Ella ha illustrato le “posizioni comunicative” implicanti il subire, il fuggire, l’aggredire e il negoziare con l’altro (cui corrispondono: per la tolleranza, situazioni di servilismo, autocommiserazione, compatimento paternalistico, tolleranza “vera”; per la solidarietà, l’espiazione, l’associarsi per continuare a sbagliare, la “carità pelosa”, la solidarietà “vera”) e ha sottolineato come ciascuno di noi passi continuamente nelle quattro posizioni diverse anche nel rapporto adulto-ragazzo.
Ella ha infine auspicato che la scuola attivi, in tutte le sue componenti, l’attenzione a tutti i percorsi interiori formativi dell’individuo, giacché a essa e alla famiglia è affidato il compito di insegnare a comunicare con gli altri, a “conoscere senza pregiudizio”, a esprimere tolleranza e solidarietà.
Il dott. Ciaravella, dell’Associazione Solidarietà Creta, ha sostenuto l’opportunità – accanto agli interventi specializzati e professionali – anche di interventi più semplici (“su un disagio lieve, che potrebbe aggravarsi se non accolto”) e ha sottolineato la necessità di vivere la scuola come ambiente in cui si suscitano energie positive di collaborazione e solidarietà, non solo tra alunni, ma soprattutto tra adulti e famiglie. Ha quindi ricordato l’esperienza che l’ASC sta realizzando, con insegnanti e genitori, in una scuola elementare di via Narcisi.
Per le ACLI ha parlato il giovane volontario Paolo, che si occupa di aiutare e animare coloro che vivono nei Campi profughi della ex Jugoslavia. Tra l’altro egli ha ricordato il tentativo di legare gli alunni della “Ferraris” ai ragazzi bosniaci dei Campi, in un’esperienza di solidarietà e amicizia.
Una signora, in rappresentanza di un gruppo di volontari che si occupa di malati privi di assistenza, ha manifestato il suo plauso per l’incontro-dibattito e l’attenta presenza di tanti genitori e adolescenti.

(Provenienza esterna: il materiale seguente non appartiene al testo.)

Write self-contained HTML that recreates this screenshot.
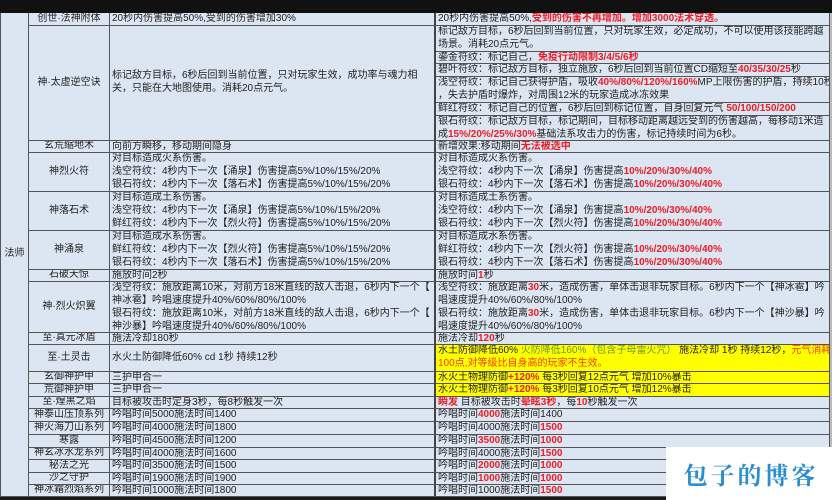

Infine, dodici alunni della prof. Valeria Pratelli hanno letto altrettante definizioni dei concetti di solidarietà e tolleranza (elaborate dalla loro docente) e una ex allieva della “Ferraris”, Chiara Comani, ha recitato la toccante lirica “Solidarietà” del poeta Anselmo Pellecchia:
Sorridere al verde che cresce
nelle crepe di chi conobbe
la libertà nata da sale e sangue.
Non chiudere le imposte per ferire,
né uno sguardo caldo che si fermi
all’uscio, ma veda agitarsi
quant’è negli altri,
si sciolga in altre braccia
in un incontro privo di confini,
stringa una mano tesa e vuota
e scorga luce in altri occhi
d’uomini fatti come noi,
una carezza nello sguardo,
parole nuove, non l’indifferenza
o fonte che ostacoli la sete,
aprire il cuore come
lo schiudersi d’un fiore,
potere dire: è stato bello
incontrarci, per una fratellanza
che alla vita inneggi e alla speranza.